Please, sir, can I have a study guide?

Over three decades of teaching evaluations have told me a lot about what students like and dislike, about me, about my subjects, about my attire, about my sense of humor, about my course organization, and about exams and grading. I have learned very little that would improve my teaching, and much that would improve my popularity.

Presently my classes are mostly populated with 3d and 4th year undergraduates, people that used to be called juniors and seniors, or upper classmen. These are students who have weathered the dreadful common curriculum and the deadly core courses.
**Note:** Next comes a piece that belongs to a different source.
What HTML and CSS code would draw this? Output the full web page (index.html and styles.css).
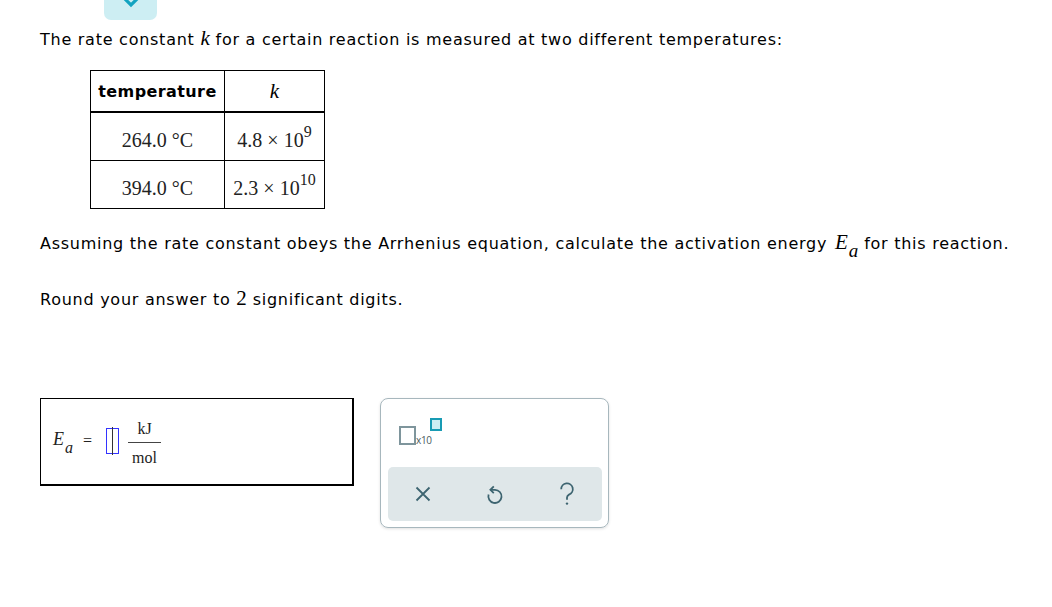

With some good reason you might expect them to have gained a bit of educational sophistication, to be effective learners, to provide some give and take to keep their aged professor on his toes.

So why do such students continue to complain that I do not provide study guides?

Please understand, a significant part of each exam consists of open-book questions distributed a week ahead, and for which my expectations for reasonably good exposition are reasonably justified. These would seem pretty self-evident areas to study. And to avoid condusion on my part, I ask, "What do you want a study guide to assist you with?"

"We want to know what to study for the exam."

Now that seems fair enough doesn't it? But here is the problem. This also means students want to know what NOT to study, some subset of the information presented that can just be conveniently forgotten now, as opposed to later, a strategy very similar, although not quite so truncated as Father Sarducci's "5-minute university" where you only learn what you would remember 5 years after graduation anyways.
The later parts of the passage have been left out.